## Dataset content
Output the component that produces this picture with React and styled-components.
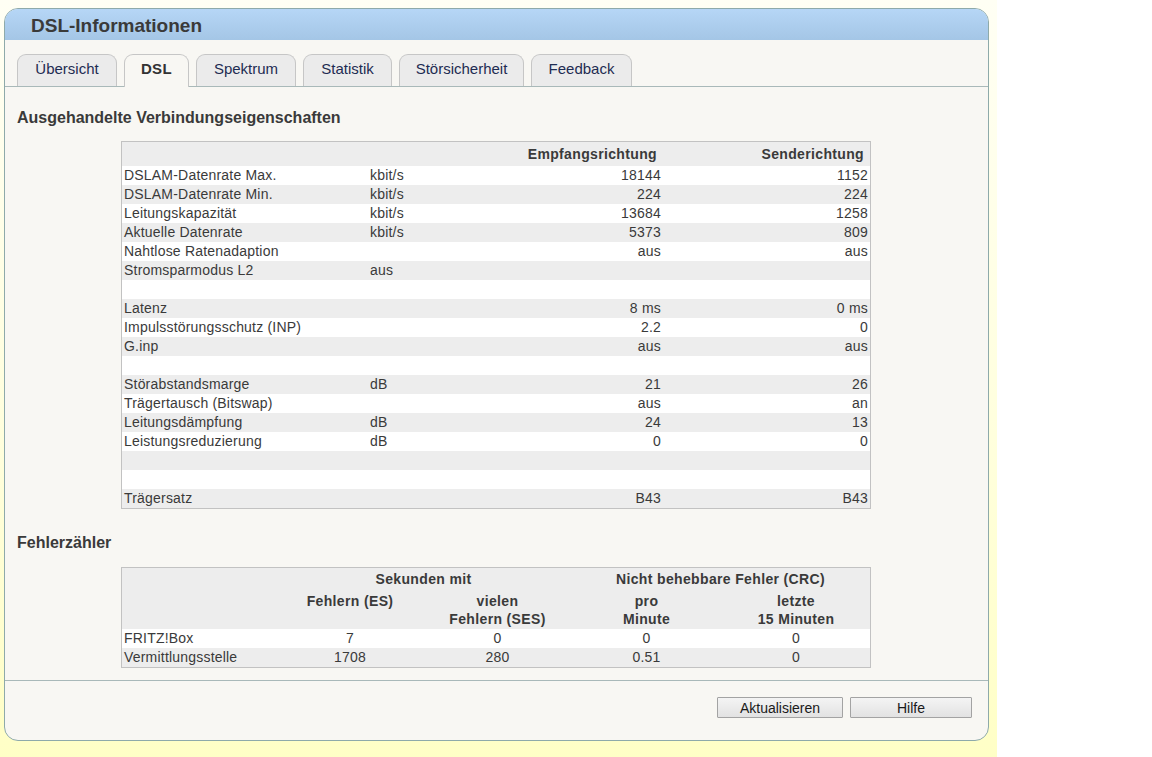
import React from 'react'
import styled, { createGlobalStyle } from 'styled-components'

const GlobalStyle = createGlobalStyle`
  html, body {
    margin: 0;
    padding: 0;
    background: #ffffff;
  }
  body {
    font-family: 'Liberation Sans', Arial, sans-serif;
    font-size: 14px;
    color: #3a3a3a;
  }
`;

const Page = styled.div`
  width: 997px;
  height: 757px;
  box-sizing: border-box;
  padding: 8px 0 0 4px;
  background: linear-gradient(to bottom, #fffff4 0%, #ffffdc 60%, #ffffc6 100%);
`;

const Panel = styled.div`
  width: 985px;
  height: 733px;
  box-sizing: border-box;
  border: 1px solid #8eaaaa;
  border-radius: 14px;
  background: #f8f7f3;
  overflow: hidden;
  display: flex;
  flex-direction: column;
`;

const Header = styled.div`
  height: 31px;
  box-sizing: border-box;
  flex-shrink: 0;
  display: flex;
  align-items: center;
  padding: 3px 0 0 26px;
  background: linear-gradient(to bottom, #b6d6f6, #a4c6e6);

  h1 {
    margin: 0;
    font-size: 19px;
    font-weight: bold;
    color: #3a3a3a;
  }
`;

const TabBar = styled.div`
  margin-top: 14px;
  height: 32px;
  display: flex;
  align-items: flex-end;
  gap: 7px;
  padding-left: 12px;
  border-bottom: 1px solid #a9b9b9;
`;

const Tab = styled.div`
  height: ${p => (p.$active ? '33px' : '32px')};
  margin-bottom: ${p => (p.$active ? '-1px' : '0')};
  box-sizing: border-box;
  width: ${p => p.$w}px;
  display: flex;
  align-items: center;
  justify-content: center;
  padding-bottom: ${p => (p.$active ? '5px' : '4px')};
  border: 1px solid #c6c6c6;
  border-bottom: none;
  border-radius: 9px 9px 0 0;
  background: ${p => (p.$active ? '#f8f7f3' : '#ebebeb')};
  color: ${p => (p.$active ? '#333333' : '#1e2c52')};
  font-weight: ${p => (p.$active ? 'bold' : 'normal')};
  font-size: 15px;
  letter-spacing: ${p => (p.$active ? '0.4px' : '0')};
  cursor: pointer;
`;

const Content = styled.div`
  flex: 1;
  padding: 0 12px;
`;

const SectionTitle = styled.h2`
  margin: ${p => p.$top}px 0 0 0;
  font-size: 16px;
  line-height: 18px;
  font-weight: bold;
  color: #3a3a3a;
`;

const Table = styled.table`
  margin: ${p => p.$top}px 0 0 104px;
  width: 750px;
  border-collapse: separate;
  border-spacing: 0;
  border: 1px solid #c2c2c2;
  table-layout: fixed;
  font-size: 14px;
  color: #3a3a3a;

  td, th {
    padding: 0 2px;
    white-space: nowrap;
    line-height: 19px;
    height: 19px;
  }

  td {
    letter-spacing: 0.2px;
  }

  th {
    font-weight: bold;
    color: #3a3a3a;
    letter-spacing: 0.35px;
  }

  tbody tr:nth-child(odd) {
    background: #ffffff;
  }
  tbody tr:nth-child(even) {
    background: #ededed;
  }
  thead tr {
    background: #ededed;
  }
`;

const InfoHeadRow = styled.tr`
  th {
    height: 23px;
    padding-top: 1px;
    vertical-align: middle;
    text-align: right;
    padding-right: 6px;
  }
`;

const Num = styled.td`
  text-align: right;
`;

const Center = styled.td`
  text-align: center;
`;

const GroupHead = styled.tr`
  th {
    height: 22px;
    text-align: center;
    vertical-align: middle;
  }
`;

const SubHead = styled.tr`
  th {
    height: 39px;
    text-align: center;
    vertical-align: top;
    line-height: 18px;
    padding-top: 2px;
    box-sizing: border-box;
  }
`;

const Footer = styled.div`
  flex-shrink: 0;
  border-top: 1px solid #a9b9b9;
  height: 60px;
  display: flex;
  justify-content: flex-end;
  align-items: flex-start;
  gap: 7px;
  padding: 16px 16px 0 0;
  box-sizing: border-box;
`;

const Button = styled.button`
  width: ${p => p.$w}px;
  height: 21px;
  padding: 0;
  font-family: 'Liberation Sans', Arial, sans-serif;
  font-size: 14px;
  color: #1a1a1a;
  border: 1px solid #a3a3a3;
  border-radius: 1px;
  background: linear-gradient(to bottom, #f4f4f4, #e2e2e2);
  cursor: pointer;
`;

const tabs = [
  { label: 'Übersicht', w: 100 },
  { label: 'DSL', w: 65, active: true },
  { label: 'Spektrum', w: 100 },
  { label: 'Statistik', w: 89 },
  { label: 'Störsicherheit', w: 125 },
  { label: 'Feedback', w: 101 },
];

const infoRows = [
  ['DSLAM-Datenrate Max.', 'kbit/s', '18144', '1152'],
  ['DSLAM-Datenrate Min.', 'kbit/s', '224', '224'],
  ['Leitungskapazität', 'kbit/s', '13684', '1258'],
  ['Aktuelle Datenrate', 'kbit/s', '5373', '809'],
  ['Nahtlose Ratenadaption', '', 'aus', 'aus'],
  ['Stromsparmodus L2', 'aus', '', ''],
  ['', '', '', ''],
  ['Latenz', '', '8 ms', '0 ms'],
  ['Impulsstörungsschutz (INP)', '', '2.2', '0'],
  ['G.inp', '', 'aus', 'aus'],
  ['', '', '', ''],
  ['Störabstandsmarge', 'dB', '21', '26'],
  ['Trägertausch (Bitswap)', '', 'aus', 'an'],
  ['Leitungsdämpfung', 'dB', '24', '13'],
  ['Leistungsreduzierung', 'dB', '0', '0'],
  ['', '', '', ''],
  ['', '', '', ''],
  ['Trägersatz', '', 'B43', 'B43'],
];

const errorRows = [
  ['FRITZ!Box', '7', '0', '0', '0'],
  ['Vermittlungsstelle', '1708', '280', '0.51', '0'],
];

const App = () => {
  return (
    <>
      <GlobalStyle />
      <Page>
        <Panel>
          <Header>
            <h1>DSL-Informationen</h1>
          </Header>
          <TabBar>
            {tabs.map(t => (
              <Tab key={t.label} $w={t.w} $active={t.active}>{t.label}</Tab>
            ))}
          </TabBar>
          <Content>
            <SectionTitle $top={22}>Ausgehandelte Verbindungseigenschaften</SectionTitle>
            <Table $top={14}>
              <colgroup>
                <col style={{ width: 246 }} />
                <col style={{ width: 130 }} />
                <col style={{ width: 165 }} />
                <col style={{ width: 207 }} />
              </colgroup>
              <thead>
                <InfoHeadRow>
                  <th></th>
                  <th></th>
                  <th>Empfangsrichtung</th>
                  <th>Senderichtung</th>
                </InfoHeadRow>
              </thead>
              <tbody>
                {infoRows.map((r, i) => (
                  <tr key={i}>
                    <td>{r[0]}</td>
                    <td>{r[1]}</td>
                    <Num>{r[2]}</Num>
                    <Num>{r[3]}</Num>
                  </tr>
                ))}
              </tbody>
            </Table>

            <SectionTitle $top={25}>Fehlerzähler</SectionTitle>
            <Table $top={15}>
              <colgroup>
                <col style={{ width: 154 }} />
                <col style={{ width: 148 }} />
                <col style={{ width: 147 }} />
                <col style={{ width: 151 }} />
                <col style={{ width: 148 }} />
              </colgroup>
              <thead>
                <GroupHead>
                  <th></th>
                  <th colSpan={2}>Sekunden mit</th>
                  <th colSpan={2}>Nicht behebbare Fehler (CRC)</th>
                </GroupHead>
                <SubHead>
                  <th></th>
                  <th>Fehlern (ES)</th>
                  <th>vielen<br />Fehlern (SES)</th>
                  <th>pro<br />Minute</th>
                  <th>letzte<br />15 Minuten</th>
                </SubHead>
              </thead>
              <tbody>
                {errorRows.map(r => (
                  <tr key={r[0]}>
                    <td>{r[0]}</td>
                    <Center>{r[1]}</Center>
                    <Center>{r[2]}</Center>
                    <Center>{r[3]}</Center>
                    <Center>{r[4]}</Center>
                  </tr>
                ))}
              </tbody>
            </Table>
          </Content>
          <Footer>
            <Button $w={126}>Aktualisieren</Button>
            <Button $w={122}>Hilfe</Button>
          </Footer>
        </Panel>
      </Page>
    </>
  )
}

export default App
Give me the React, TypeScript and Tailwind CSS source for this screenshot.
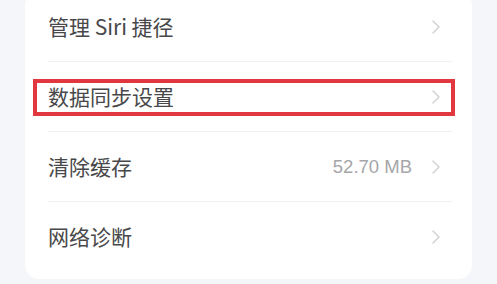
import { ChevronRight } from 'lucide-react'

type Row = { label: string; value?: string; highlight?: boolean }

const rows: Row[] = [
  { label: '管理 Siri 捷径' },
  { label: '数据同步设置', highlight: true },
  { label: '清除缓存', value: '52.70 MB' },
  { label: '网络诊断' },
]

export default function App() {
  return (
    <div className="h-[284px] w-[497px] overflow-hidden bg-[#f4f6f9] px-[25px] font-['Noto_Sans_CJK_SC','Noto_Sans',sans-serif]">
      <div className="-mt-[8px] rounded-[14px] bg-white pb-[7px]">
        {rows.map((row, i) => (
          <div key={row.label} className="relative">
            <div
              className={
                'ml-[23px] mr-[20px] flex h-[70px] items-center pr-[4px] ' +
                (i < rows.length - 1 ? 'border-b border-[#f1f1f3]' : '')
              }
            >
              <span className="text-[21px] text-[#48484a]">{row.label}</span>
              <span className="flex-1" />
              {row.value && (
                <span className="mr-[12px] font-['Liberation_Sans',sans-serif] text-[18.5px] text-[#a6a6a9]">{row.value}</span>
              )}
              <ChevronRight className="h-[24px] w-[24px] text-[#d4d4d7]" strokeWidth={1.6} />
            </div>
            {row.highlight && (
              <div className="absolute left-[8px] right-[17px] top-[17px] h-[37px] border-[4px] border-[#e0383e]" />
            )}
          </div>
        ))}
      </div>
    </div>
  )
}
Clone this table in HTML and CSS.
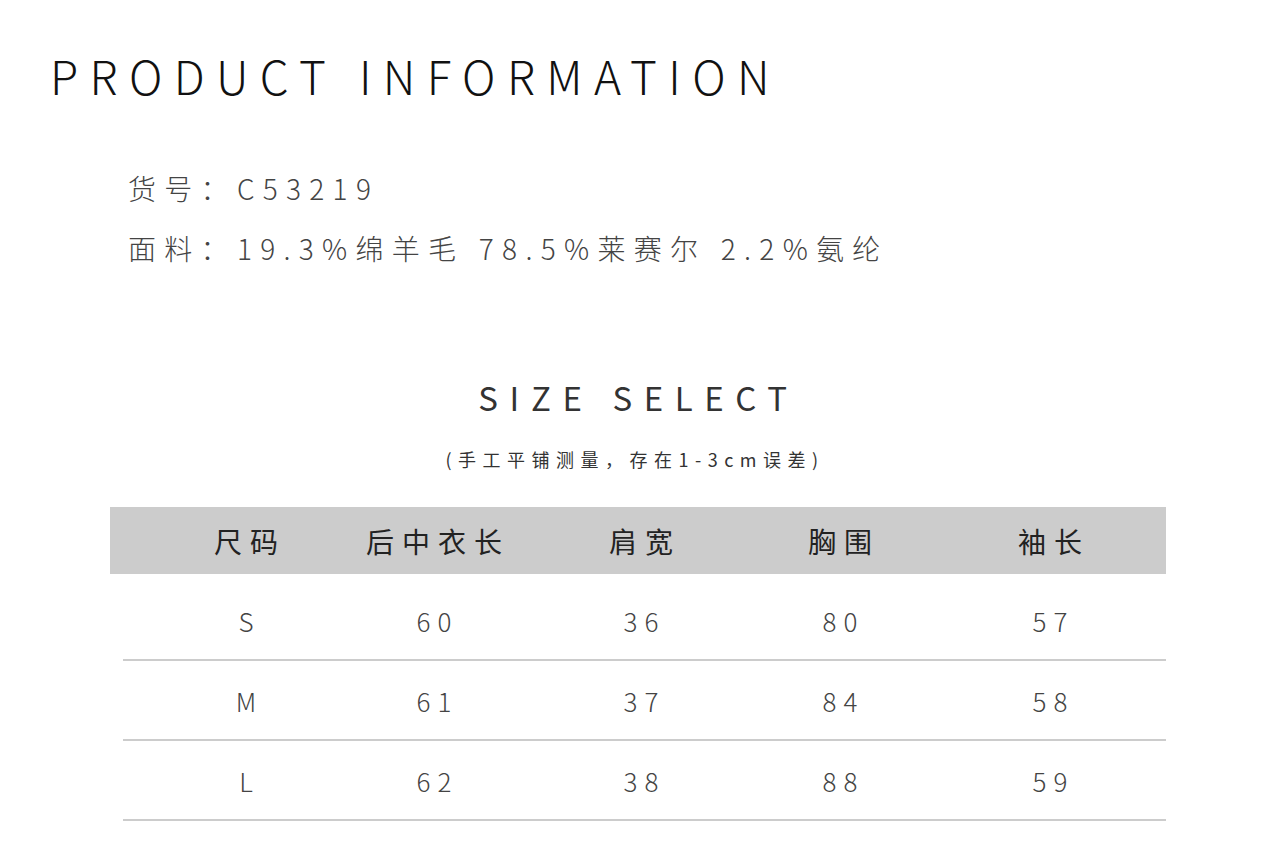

## Goal
From the entries above, return each line with the word "components" in it.

## Full answer
Output the component that produces this picture with React and styled-components.
import styled, { createGlobalStyle } from 'styled-components'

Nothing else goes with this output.